We need to create instruments to help people understand the environmental externalities of economic activity. Sustainability bonds are contributing to this endeavour and capital markets are turning into an important vehicle of social learning. In China, the awareness of the ecological impact of the economy is so high that the process of recognising externalities has become an absolute priority reflected in relevant legislation. It’s important this takes place in Europe too – the EU has highlighted in its action plan the necessity of stimulating economic actors to “measure the environmental costs of their business and profits derived from using environmental services”.

Of course, you can’t go from 0 to 100 in one day. We need strategic change and because of this it is important to clarify the impact of what you’re doing and how it can be improved overtime through changes in strategy. We can’t just point fingers at those not doing anything or not doing enough. We have to offer mechanisms and products through which one can address the problem concretely.

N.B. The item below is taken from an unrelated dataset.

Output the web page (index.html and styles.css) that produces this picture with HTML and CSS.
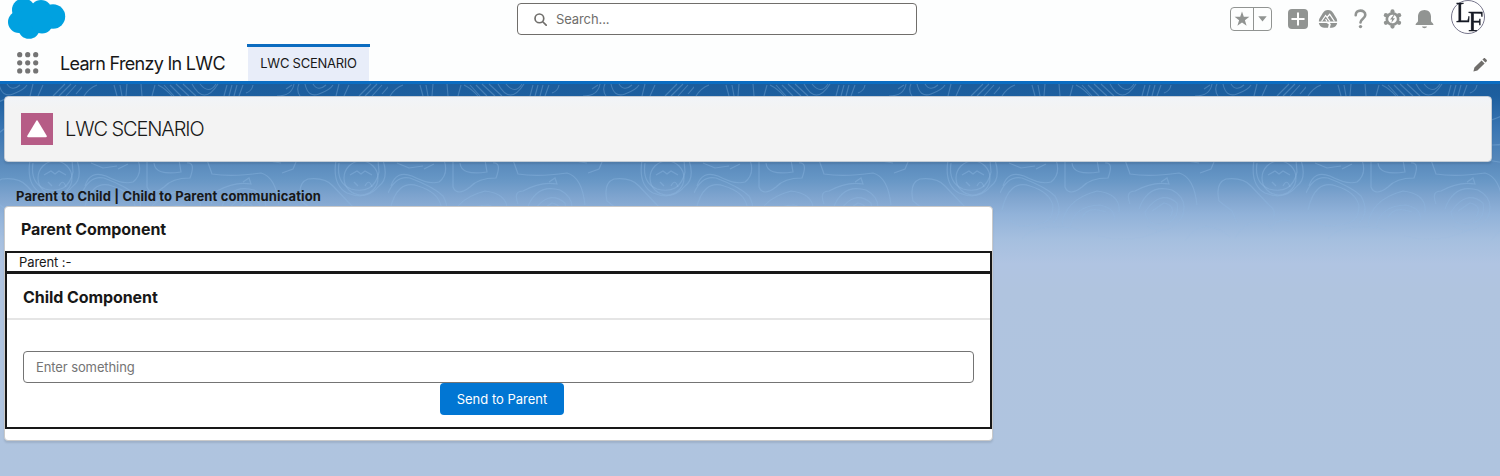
FILE: index.html
```html
<!DOCTYPE html>
<html lang="en">
<head>
<meta charset="utf-8">
<title>LWC SCENARIO</title>
<link rel="stylesheet" href="styles.css">
</head>
<body>
<header class="global-header">
  <div class="brand">
    <svg class="cloud" width="58" height="40" viewBox="0 0 58 40" fill="#00a1e0"><circle cx="15.500" cy="10" r="11.500"/><circle cx="33" cy="11" r="11"/><circle cx="11" cy="22" r="11"/><circle cx="45" cy="16.500" r="12.200"/><circle cx="21" cy="28" r="10.800"/><circle cx="34" cy="22.500" r="11"/><path d="M15 4h20v20H15z"/></svg>
  </div>
  <div class="search">
    <svg width="13" height="13" viewBox="0 0 14 14" fill="none" stroke="#706e6b" stroke-width="1.8" stroke-linecap="round"><circle cx="5.8" cy="5.8" r="4.7"/><path d="M9.4 9.4l3.700 3.700"/></svg>
    <span>Search...</span>
  </div>
  <div class="actions">
    <div class="favorites">
      <span class="fav-star"><svg width="16" height="16" viewBox="0 0 16 16" fill="#919492"><path d="M8 .6l1.8 5.2h5.6l-4.5 3.4 1.7 5.5L8 11.4l-4.6 3.3 1.7-5.5L.6 5.800h5.600z"/></svg></span>
      <span class="fav-more"><svg width="9" height="6" viewBox="0 0 9 6" fill="#919492"><path d="M.3.3h8.400L4.500 5.500z"/></svg></span>
    </div>
    <svg class="act add" width="20" height="20" viewBox="0 0 20 20"><rect width="20" height="20" rx="4" fill="#919492"/><path d="M10 4.200v11.600M4.200 10h11.600" stroke="#fff" stroke-width="2" stroke-linecap="round"/></svg>
    <svg class="act trail" width="20" height="18" viewBox="0 0 20 18"><path d="M10 0C12.500 0 14 1 15.500 3.500l3 5q.7 1.300.7 3H.8q0-1.700.7-3l3-5C6 1 7.500 0 10 0z" fill="#919492"/><path d="M.8 13h7.700l2.300 1.300-.8 3.500H6C3 17.500 1.300 15.500.8 13zM12 13h7.200c-.5 2.500-2.200 4.300-5.200 4.700h-2.200l1-3.200z" fill="#919492"/><path d="M3.500 11.500L7.600 5.500l4.400 6M9.400 7l2.300-2.700 4.800 7.200M7.600 9l1.400 2.500" fill="none" stroke="#fff" stroke-width="1.200"/></svg>
    <svg class="act help" width="13" height="20" viewBox="0 0 13 20"><path d="M1.700 6.200C1.700 3.300 3.700 1.600 6.400 1.600s4.900 1.700 4.900 4.300c0 3.700-4.800 3.800-4.800 7.600" fill="none" stroke="#919492" stroke-width="2.600" stroke-linecap="round"/><circle cx="6.500" cy="17.600" r="1.700" fill="#919492"/></svg>
    <svg class="act gear" width="19" height="20" viewBox="0 0 19 20"><g fill="#919492"><circle cx="9.500" cy="10" r="7"/><circle cx="9.500" cy="2.400" r="2.100"/><circle cx="9.500" cy="17.600" r="2.100"/><circle cx="2.900" cy="6.200" r="2.100"/><circle cx="16.100" cy="6.200" r="2.100"/><circle cx="2.900" cy="13.800" r="2.100"/><circle cx="16.100" cy="13.800" r="2.100"/></g><circle cx="9.500" cy="10" r="4.300" fill="#fff"/><path d="M10.500 6L7 10.600h2.100L8.300 14l3.700-4.800H9.800L11.300 6z" fill="#919492"/></svg>
    <svg class="act bell" width="19" height="19" viewBox="0 0 19 19" fill="#919492"><path d="M9.500 0C5.500 0 3 2.800 3 6.500V11c0 1.600-2.500 2-2.500 4h18c0-2-2.500-2.400-2.500-4V6.500C16 2.800 13.500 0 9.500 0zM7 16.500h5c-.5 2.300-4.500 2.300-5 0z"/></svg>
    <div class="avatar"><span class="mono-l">L</span><span class="mono-f">F</span></div>
  </div>
</header>
<nav class="app-nav">
  <svg class="launcher" width="22" height="22" viewBox="0 0 22 22" fill="#747474"><circle cx="2.700" cy="2.700" r="2.600"/><circle cx="10.700" cy="2.700" r="2.600"/><circle cx="18.700" cy="2.700" r="2.600"/><circle cx="2.700" cy="10.800" r="2.600"/><circle cx="10.700" cy="10.800" r="2.600"/><circle cx="18.700" cy="10.800" r="2.600"/><circle cx="2.700" cy="18.900" r="2.600"/><circle cx="10.700" cy="18.900" r="2.600"/><circle cx="18.700" cy="18.900" r="2.600"/></svg>
  <span class="app-name">Learn Frenzy In LWC</span>
  <a class="tab"><span>LWC SCENARIO</span></a>
  <svg class="pencil" width="14" height="14" viewBox="0 0 14 14" fill="#706e6b"><path d="M.4 13.600l1-4L8.600 2.400l3 3-7.200 7.200zM9.400 1.600L10.600.4c.5-.5 1.100-.5 1.600 0l1.400 1.400c.5.500.5 1.100 0 1.600l-1.200 1.200z"/></svg>
</nav>
<main class="stage">
  <svg class="topo" width="1500" height="170">
    <defs>
      <linearGradient id="fade" x1="0" y1="0" x2="0" y2="1"><stop offset="0" stop-color="#fff"/><stop offset=".65" stop-color="#fff"/><stop offset="1" stop-color="#000"/></linearGradient>
      <mask id="m"><rect width="1500" height="170" fill="url(#fade)"/></mask>
      <pattern id="contours" x="82" y="0" width="306" height="170" patternUnits="userSpaceOnUse">
        <g fill="none" stroke="#8cb6e2" stroke-opacity=".36" stroke-width="1.100">
          <path d="M2 15q5-8 13-11M32 4l3 11M38 4l2 11M45 3l-1 12M59 3l1 12M70 15l3-11M76 4q8 4 14 11M82 4l10 11M88 4l11 11M94 3l13 12M101 3l13 12M110 3q12 22 26 0M118 3q9 11 16 0M142 15l3-11M147 15l3-11M152 15l3-11M157 15l4-11M164 12q6-2 7-8M195 15q15 0 17-12M204 8l6-4M217 3q-3 6 1 12M223 3q3 14 14 10t14-9M231 3q5 8 13 1M257 3l-3 12M267 4l-5 11M277 15l12-12M283 15l12-12M290 15l10-11M300 13l7-8"/>
          <path d="M0 30q24-8 48 1t55-2 48 6 60-8 44 5 51-2M0 50q35 10 72-3t80 8 76-7 78 2"/>
        </g>
        <g fill="none" stroke="#94bce6" stroke-opacity=".36" stroke-width="1.200">
          <path d="M56 79q5 14-5 22-10 3-27-6-16-6-21 10M0 112q8-18 22-15 24 9 33 18 9 16-2 27M2 129q7-31 28-24 20 6 23 20 0 18-18 18-16 6-26-5M65 80v26q4 10 17 0 8-9 26-9 6-16-3-15M72 82q1 13 27 9l-2-12M125 79l5 14q20 3 49-1 15 4 18 32M62 145q2-26 35-35 24 3 22 21M70 147q3-22 30-23 17 4 14 16M82 137q5-13 24-6M130 123q-5-13 5-13 18-10 34-7l-2-6-6 4M139 128q9-26 33-19 17 9 10 27-15 21-34 9M145 131q15-23 32-9 3 17-13 21-16 3-19-12M152 130l12-8q13 3 6 14"/>
          <path d="M219 120q-4-18 7-22 17-2 25 7l18 19q8 6 4 14M219 120l13 10 5 12M301 79q6 19-4 26-12 15-32 7-15-8-11-33M257 82q-3 20 12 26 23 6 28-17l-1-12"/>
          <circle cx="279" cy="97" r="17"/>
          <path d="M268 94l7-4 4 3 4-3 7 4M283 105q4-8 7 1M272 101l4 4M181 79l18 3M200 92l11-4 3-7M9 82l12 5 14-2M36 88l10-5"/>
          <path d="M22 158q10-12 30-12t28 3M98 155q36 9 66-7M185 160q17-27 45-4M235 157q19-30 39-7M270 146q13-12 23-4"/>
        </g>
      </pattern>
    </defs>
    <g mask="url(#m)"><rect width="1500" height="170" fill="url(#contours)"/></g>
  </svg>
  <section class="page-header">
    <span class="page-icon"><svg width="20" height="18" viewBox="0 0 20 18" fill="#fff"><path d="M9.300.8q.7-1 1.400 0l9 15q.5 1.400-1 1.400H1.300q-1.500 0-1-1.400z"/></svg></span>
    <h1>LWC SCENARIO</h1>
  </section>
  <p class="caption">Parent to Child | Child to Parent communication</p>
  <section class="card">
    <h2 class="parent-title">Parent Component</h2>
    <div class="outline">
      <p class="parent-line">Parent :-</p>
      <div class="child">
        <h2 class="child-title">Child Component</h2>
        <div class="child-body">
          <input class="field" type="text" placeholder="Enter something">
          <button class="send" type="button">Send to Parent</button>
        </div>
      </div>
    </div>
  </section>
</main>
</body>
</html>
```
FILE: styles.css
```css
* { box-sizing: border-box; }
body { margin: 0; width: 1500px; height: 476px; overflow: hidden; background: #fdfefe; color: #181818; font: 13px/20px Inter, "Liberation Sans", sans-serif; }
h1, h2, p { margin: 0; }
svg { display: block; flex: none; }
.global-header { display: grid; grid-template-columns: 517px 400px 1fr; height: 44px; align-items: start; }
.brand { padding-left: 8px; }
.search { display: flex; align-items: center; gap: 9px; height: 32px; margin-top: 3px; padding-left: 16px; border: 1px solid #706e6b; border-radius: 4px; background: #fff; color: #706e6b; }
.search span { font-size: 13px; letter-spacing: -.1px; }
.actions { display: flex; align-items: center; justify-content: flex-end; height: 38px; padding-right: 15px; }
.favorites { display: flex; width: 42px; height: 24px; border: 1px solid #919492; border-radius: 4px; margin-right: 16px; }
.fav-star, .fav-more { display: flex; align-items: center; justify-content: center; }
.fav-star { width: 23px; border-right: 1px solid #919492; }
.fav-more { flex: 1; }
.add { margin-right: 10px; }
.trail { margin-right: 16px; }
.help { margin-right: 16px; }
.gear { margin-right: 13px; }
.bell { margin-right: 17px; }
.avatar { position: relative; width: 34px; height: 34px; margin-top: -5px; border: 1px solid #77768c; border-radius: 50%; background: #fff; font-family: "Liberation Serif", serif; color: #161a24; -webkit-text-stroke: .4px #161a24; }
.mono-l, .mono-f { position: absolute; line-height: 30px; transform-origin: 0 50%; }
.mono-l { left: 4px; top: -4px; font-size: 30px; transform: scaleX(.8); }
.mono-f { left: 16px; top: 5px; font-size: 29px; transform: scaleX(.95); }
.app-nav { display: flex; align-items: center; height: 37px; padding-left: 17px; padding-right: 13px; }
.app-name { margin-left: 21px; width: 188px; font-size: 18px; letter-spacing: -.7px; white-space: nowrap; padding-top: 2px; }
.tab { align-self: stretch; width: 123px; margin-left: -1px; border-top: 3px solid #0b6cc0; background: linear-gradient(#e8edf9, #e8edf9) 1px 0 / 121px 100% no-repeat; display: flex; align-items: center; justify-content: center; padding-bottom: 2px; }
.tab span { font-size: 13px; letter-spacing: -.25px; }
.pencil { margin-left: auto; margin-top: 4px; }
.stage { position: relative; height: 395px; padding: 12px 8px 0 4px; border-top: 3px solid #0b6dc2; background: linear-gradient(#1c5d9c 0, #1d5f9f 12px, #3a76b3 45px, #5889bb 78px, #6696c5 95px, #80a5cf 114px, #91b2d9 130px, #a5bfdf 155px, #b0c4e2 180px, #b0c4df 205px, #afc4df 100%); }
.topo { position: absolute; left: 0; top: -3px; }
.page-header { position: relative; display: flex; align-items: center; gap: 12px; width: 1488px; height: 66px; padding-left: 16px; border: 1px solid #c4ccd5; border-radius: 4px; background: linear-gradient(#f1f4f8 0, #f3f3f3 12px); box-shadow: 0 2px 2px rgba(0,0,0,.1); }
.page-icon { display: flex; align-items: center; justify-content: center; width: 32px; height: 32px; background: #b65c86; }
h1 { font-size: 20px; font-weight: 300; letter-spacing: -1.1px; }
.caption { position: relative; margin: 24px 0 0 12px; font-weight: 700; letter-spacing: .13px; }
.card { position: relative; width: 989px; height: 235px; border: 1px solid #c9c9c9; border-radius: 4px; background: #fff; box-shadow: 0 2px 2px rgba(0,0,0,.1); }
h2 { font-size: 16px; font-weight: 700; line-height: 24px; letter-spacing: -.07px; }
.parent-title { height: 44px; padding: 10px 16px; }
.outline { height: 178px; border: 2px solid #181818; display: flex; flex-direction: column; }
.parent-line { height: 18px; padding-left: 12px; line-height: 18px; letter-spacing: -.1px; }
.child { flex: 1; border-top: 3px solid #181818; }
.child-title { height: 46px; padding: 11px 16px 0; border-bottom: 2px solid #e5e5e5; }
.child-body { display: flex; flex-direction: column; align-items: center; padding: 31px 16px 0; }
.field { width: 100%; height: 32px; padding: 0 12px; border: 1px solid #747474; border-radius: 4px; background: #fff; font: inherit; letter-spacing: -.1px; }
.field::placeholder { color: #747474; opacity: 1; }
.send { width: 124px; height: 32px; margin-left: 7px; padding: 0; border: 0; border-radius: 4px; background: #0176d3; color: #fff; font: inherit; }
```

Green bonds offer a very concrete mechanism for quick and pragmatic capital markets to join the sustainability movement; bonds make visible the underlying activities, with knock-on effects. We have already witnessed a start to move beyond green bonds, with green loans that are labelled as such because they respond to capital market requirements and are eligible for green bond allocation. I expect more developments in these areas in 2019.

I also think it’s useful that finance experts are increasingly playing a role in the sustainability debate, since the objective is to increase market support. Who is responsible for coordinating the taxonomy and classification work at the European Commission? It’s the Directorate-General for Financial Stability, Financial Services and Capital Markets Union (DG FISMA). Here at the EIB we’re seeing a similar trend. The capital markets department is driving and co-ordinating discussions around sustainability alongside the project experts, helping them in simplification choices that are necessary to bring their stories to the markets, with ex-post reporting offering the opportunity of a more comprehensive description.